How many of the lines here include "this"? Answer with a single number.

········

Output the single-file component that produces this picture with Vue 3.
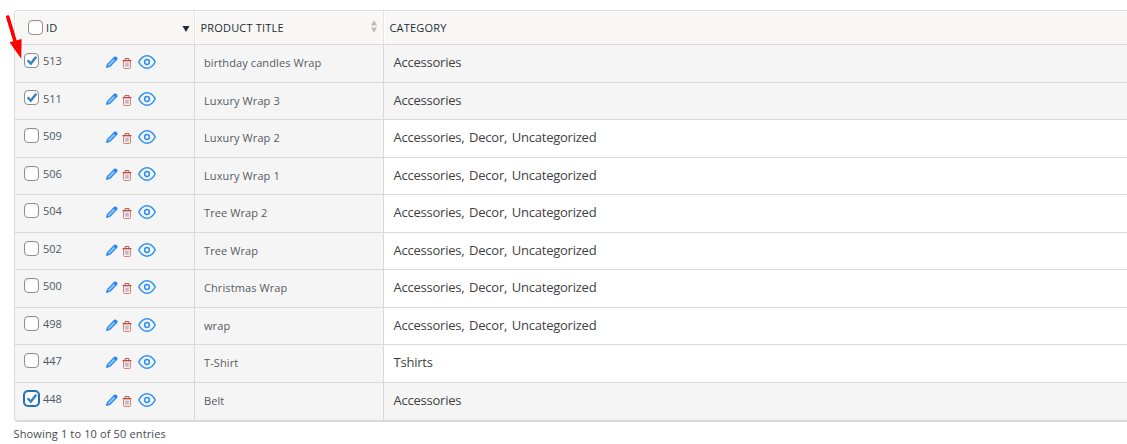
<script setup>
const rows = [
  { id: 513, title: 'birthday candles Wrap', category: 'Accessories', checked: true },
  { id: 511, title: 'Luxury Wrap 3', category: 'Accessories', checked: true },
  { id: 509, title: 'Luxury Wrap 2', category: 'Accessories, Decor, Uncategorized' },
  { id: 506, title: 'Luxury Wrap 1', category: 'Accessories, Decor, Uncategorized' },
  { id: 504, title: 'Tree Wrap 2', category: 'Accessories, Decor, Uncategorized' },
  { id: 502, title: 'Tree Wrap', category: 'Accessories, Decor, Uncategorized' },
  { id: 500, title: 'Christmas Wrap', category: 'Accessories, Decor, Uncategorized' },
  { id: 498, title: 'wrap', category: 'Accessories, Decor, Uncategorized' },
  { id: 447, title: 'T-Shirt', category: 'Tshirts' },
  { id: 448, title: 'Belt', category: 'Accessories', checked: true, focused: true },
]
</script>

<template>
  <main class="page">
    <section class="table">
      <header class="row head">
        <div class="cell id-cell">
          <span class="box"></span><span class="label">ID</span>
          <svg class="desc" width="8" height="6" viewBox="0 0 8 6"><path d="M.5 0h7L4 6z" fill="#222d38" /></svg>
        </div>
        <div class="cell title-cell">
          <span class="label">PRODUCT TITLE</span>
          <svg class="sort" width="6" height="13" viewBox="0 0 6 13"><path d="M3 0 6 5.5H0zM0 7.5h6L3 13z" fill="#bdbdbd" /></svg>
        </div>
        <div class="cell cat-cell"><span class="label">CATEGORY</span></div>
      </header>
      <div v-for="row in rows" :key="row.id" class="row item" :class="{ selected: row.checked }">
        <div class="cell id-cell">
          <span class="box" :class="{ focused: row.focused }">
            <svg v-if="row.checked" width="12" height="11" viewBox="0 0 12 11"><path d="M1.6 5.2 4.8 8.6 10.3 1.7" fill="none" stroke="#3582c4" stroke-width="2.4" /></svg>
          </span>
          <span class="number">{{ row.id }}</span>
          <span class="actions">
            <svg class="pencil" width="12" height="12" viewBox="0 0 12 12">
              <path d="M.7 11.3 1.5 8.3 8.6 1.2 10.8 3.4 3.7 10.5z" fill="#8fc2f8" stroke="#2386f2" stroke-width="1.15" stroke-linejoin="round" />
              <path d="M7.4 2.4 9.1.7Q9.8.2 10.5.9L11.1 1.5Q11.8 2.2 11.3 2.9L9.6 4.6zM.5 11.5 1.3 8.8 3.2 10.7z" fill="#2386f2" />
            </svg>
            <svg class="trash" width="10" height="11" viewBox="0 0 10 11">
              <path d="M1.5 3h7v6.6q0 .9-.9.9H2.4q-.9 0-.9-.9z" fill="#f6e8e4" stroke="#cf8477" />
              <path d="M.5 2.5h9M3 2V.6h4V2" fill="none" stroke="#bd5044" />
              <path d="M3.3 4.7h3.4v3.8H3.3z" fill="#c5b4ca" />
            </svg>
            <svg class="eye" width="18" height="14" viewBox="0 0 18 14">
              <path d="M.8 7Q4 .8 9 .8T17.2 7Q14 13.2 9 13.2T.8 7z" fill="none" stroke="#2b90f5" stroke-width="1.5" stroke-linejoin="round" />
              <circle cx="9" cy="7" r="2.4" fill="none" stroke="#2b90f5" stroke-width="1.5" />
            </svg>
          </span>
        </div>
        <div class="cell title-cell"><span class="title">{{ row.title }}</span></div>
        <div class="cell cat-cell"><span class="category">{{ row.category }}</span></div>
      </div>
    </section>
    <footer class="summary">Showing 1 to 10 of 50 entries</footer>
    <svg class="arrow" width="18" height="46" viewBox="0 0 18 46">
      <path d="M1.8 2 9 26" stroke="#f00" stroke-width="3.6" stroke-linecap="round" />
      <path d="M3.6 27.3 15.6 24 15.2 43.8z" fill="#f00" />
    </svg>
  </main>
</template>

<style>
body { background: #fff; overflow: hidden; }
</style>

<style scoped>
* { box-sizing: border-box; }
.page { position: relative; width: 1127px; height: 444px; padding: 10px 0 0 14px; overflow: hidden; font-family: "Open Sans", "Noto Sans", sans-serif; }
.table { height: 412px; width: 1120px; border: 1px solid #d9d9db; border-bottom-width: 2px; border-radius: 4px; overflow: hidden; }
.row { display: grid; grid-template-columns: 180px 189px 1fr; }
.head { height: 34px; border-bottom: 1px solid #d9d9db; background: #f8f7f5; box-shadow: inset 0 1px #fff; }
.item { height: 37.56px; border-bottom: 1px solid #d9d9db; }
.item:last-child { border-bottom: 0; }
.cell { display: flex; align-items: flex-start; border-right: 1px solid #d9d9db; background: #f5f5f5; min-width: 0; }
.cat-cell { border-right: 0; background: #fff; }
.selected .cat-cell { background: #f5f5f5; }
.head .cell { background: transparent; border-color: #e5e5e5; box-shadow: inset 1px 0 #fff; }
.box { flex: none; display: flex; align-items: center; justify-content: center; width: 15px; height: 15px; margin: 7.9px 0 0 9px; border: 1px solid #8c8f94; border-radius: 4px; background: #fff; box-shadow: inset 0 1px 2px #0001; }
.box.focused { border-color: #2271b1; box-shadow: 0 0 0 1px #2271b1; }
.head .box { margin: 9px 0 0 13px; }
.label { color: #222d38; font-size: 11px; line-height: 16px; font-weight: 500; letter-spacing: .18px; white-space: nowrap; }
.head .id-cell .label { margin: 9px 0 0 3px; }
.title-cell .label, .cat-cell .label { margin: 9px 0 0 5.5px; }
.desc { margin: 15px 4.5px 0 auto; }
.sort { margin: 9px 6.5px 0 auto; }
.number { width: 24px; margin: 8px 0 0 4px; color: #50575e; font-size: 11px; line-height: 16px; }
.actions { display: flex; margin: 9.8px 0 0 38.5px; }
.trash { margin: 3px 0 0 4.5px; }
.eye { margin-left: 6px; }
.pencil { margin-top: 1px; }
.title { margin: 10px 0 0 9px; color: #555b62; font-size: 11px; line-height: 16px; letter-spacing: .1px; white-space: nowrap; }
.category { margin: 8px 0 0 9.5px; color: #3f3f42; font-size: 13px; line-height: 18px; letter-spacing: -.23px; word-spacing: 1.5px; white-space: nowrap; }
.summary { margin: 4px 0 0 -.5px; color: #444a50; font-size: 11px; line-height: 16px; letter-spacing: .14px; }
.arrow { position: absolute; left: 6px; top: 15px; }
</style>
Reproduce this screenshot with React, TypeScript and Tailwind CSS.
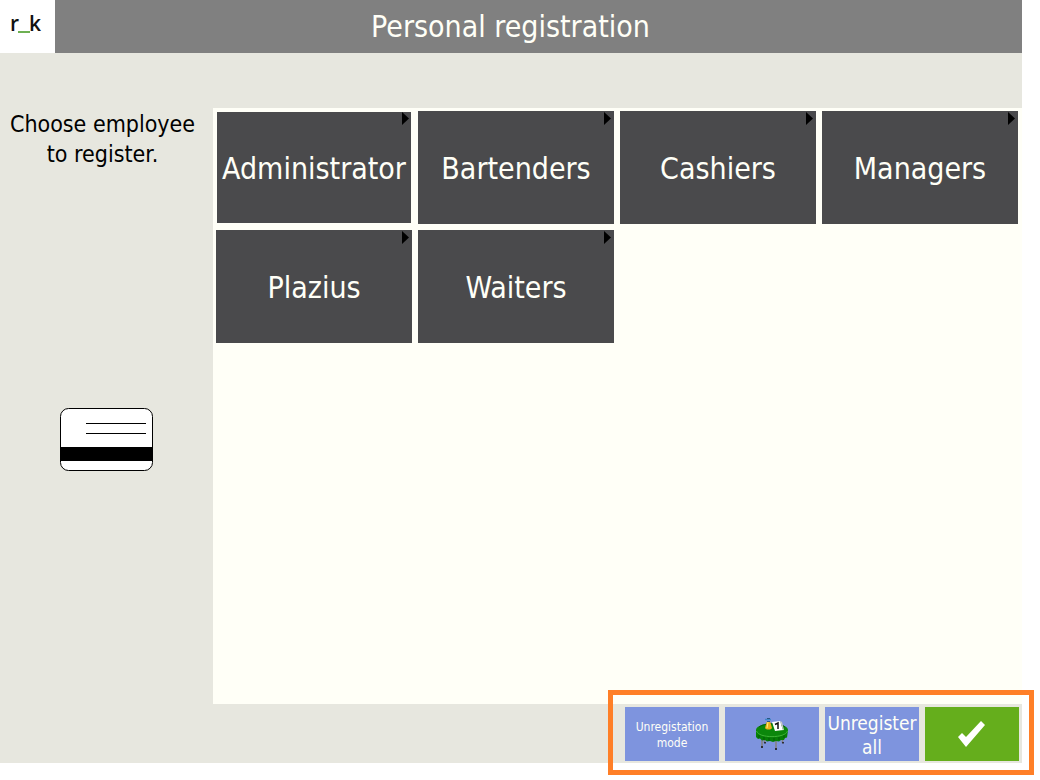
import { useState } from "react";

const groups = ["Administrator", "Bartenders", "Cashiers", "Managers", "Plazius", "Waiters"];

function Logo() {
  return (
    <svg viewBox="0 0 55 53" className="h-[53px] w-[55px] shrink-0 bg-white" role="img" aria-label="r_k">
      <g fontFamily="'Open Sans', sans-serif" fontSize="21" fontWeight="600" fill="#111">
        <text x="10" y="31">r</text>
        <text x="29" y="31">k</text>
      </g>
      <rect x="18" y="31" width="12" height="2" fill="#6db052" />
    </svg>
  );
}

function CardIcon() {
  return (
    <svg viewBox="0 0 93 63" className="h-[63px] w-[93px]" aria-hidden="true">
      <rect x="0.5" y="0.5" width="92" height="62" rx="8" fill="#fff" stroke="#000" />
      <path d="M26 15.5H86M26 25.5H86" stroke="#000" />
      <rect x="0" y="39" width="93" height="14" />
    </svg>
  );
}

function TableIcon() {
  return (
    <svg viewBox="0 0 34 34" className="h-[34px] w-[34px]" aria-hidden="true">
      {/* legs */}
      <path d="M7 22v8M21 23v9M27.500 20v6M9.500 21v5" stroke="#85807e" strokeWidth="1.500" />
      <path d="M6 29h2v2H6zM20 31h2v2h-2zM27 25h2v1.500h-2zM9 25h2v1.500H9z" fill="#2e2e33" />
      {/* cloth */}
      <path d="M1 13v7l2 2 2-.5 2 2 3-.5 2 1.500 3-.5 3 1 3-1 3 .5 2-1.500 3 0 1-2 2-.5 1-7z" fill="#067f06" />
      <path d="M4 18v3M9 20v3M14 21v3M19 21v3M24 20v3M29 18v3" stroke="#045b08" />
      <ellipse cx="17" cy="13" rx="16" ry="6.500" fill="#0b870b" />
      <path d="M1.500 14c2 7.500 29 7.500 31 0" fill="none" stroke="#3fb238" />
      <path d="M4 10c5-4 20-5 26 0" fill="none" stroke="#076007" />
      {/* cruet */}
      <path d="M12 4h3l2 7c-1 2-6 2-7 0z" fill="#efae1b" />
      <path d="M13 5l-1 6" stroke="#fff27a" />
      <path d="M10 2.500h6" stroke="#3f86c8" strokeWidth="1.500" />
      <path d="M12 1h3v1h-3zM12 4h3v1h-3z" fill="#285780" />
      {/* number plate */}
      <path d="M17 5l8-1 3 9-8 1z" fill="#fff" />
      <path d="M25 4l2 1 2 8-8 1 7-1z" fill="#c8cac8" />
      <path d="M20 7.500l3-1.500v6" fill="none" stroke="#111" strokeWidth="1.500" />
    </svg>
  );
}

function CheckIcon() {
  return (
    <svg viewBox="0 0 28 26" className="h-[26px] w-[28px]" aria-hidden="true">
      <path d="M0 16l4-4 4 4L23 0l4 4L8 26z" fill="#fff" />
    </svg>
  );
}

export default function App() {
  const [selected, setSelected] = useState("Administrator");

  return (
    <div className="flex min-h-screen flex-col bg-white pr-[18px] pb-[17px] font-['DejaVu_Sans_Condensed','DejaVu_Sans',sans-serif]">
      <header className="flex items-center bg-[#808080]">
        <Logo />
        <h1 className="flex-1 pr-14 text-center text-[30px] leading-[52px] text-[#fffff7]">
          Personal registration
        </h1>
      </header>

      <div className="flex flex-1 flex-col bg-[#e7e7df] pt-[55px]">
        <main className="flex flex-1">
          <aside className="flex w-[213px] shrink-0 flex-col items-center text-black">
            <p className="pt-px pr-2 text-center text-[23px] leading-[30px]">
              Choose employee
              <br />
              to register.
            </p>
            <div className="mt-[239px]">
              <CardIcon />
            </div>
          </aside>

          <section className="grid flex-1 auto-rows-[113px] grid-cols-4 content-start gap-[6px] bg-[#fffff7] py-[3px] pr-1 pl-[3px]">
            {groups.map((name) => (
              <button
                key={name}
                type="button"
                aria-pressed={selected === name}
                onClick={() => setSelected(name)}
                className={`relative border bg-[#4a4a4c] pt-[2px] text-[30px] text-[#fffff7] ${
                  selected === name ? "border-[#fffff7]" : "border-[#4a4a4c]"
                }`}
              >
                {name}
                <svg viewBox="0 0 7 13" className="absolute top-0 right-[2px] h-[13px] w-[7px]" aria-hidden="true">
                  <path d="M0 0l7 6.5L0 13z" />
                </svg>
              </button>
            ))}
          </section>
        </main>

        <footer className="flex justify-end pt-[3px] pr-[3px] pb-[2px]">
          <div className="relative grid auto-rows-[54px] grid-cols-[repeat(4,94px)] gap-[6px] text-[#fffff7]">
            <button type="button" className="bg-[#7e94de] pt-[2px] text-[12px] leading-4">
              Unregistation
              <br />
              mode
            </button>
            <button type="button" aria-label="Tables" className="flex items-center justify-center bg-[#7e94de]">
              <TableIcon />
            </button>
            <button type="button" className="bg-[#7e94de] pt-[2px] text-[19px] leading-6">
              Unregister
              <br />
              all
            </button>
            <button type="button" aria-label="Confirm" className="flex items-center justify-center bg-[#65ae1c]">
              <CheckIcon />
            </button>
            <div className="pointer-events-none absolute -top-[17px] -right-[15px] -bottom-[14px] -left-[17px] border-[5px] border-[#ff7f27]" />
          </div>
        </footer>
      </div>
    </div>
  );
}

········

Answer: 2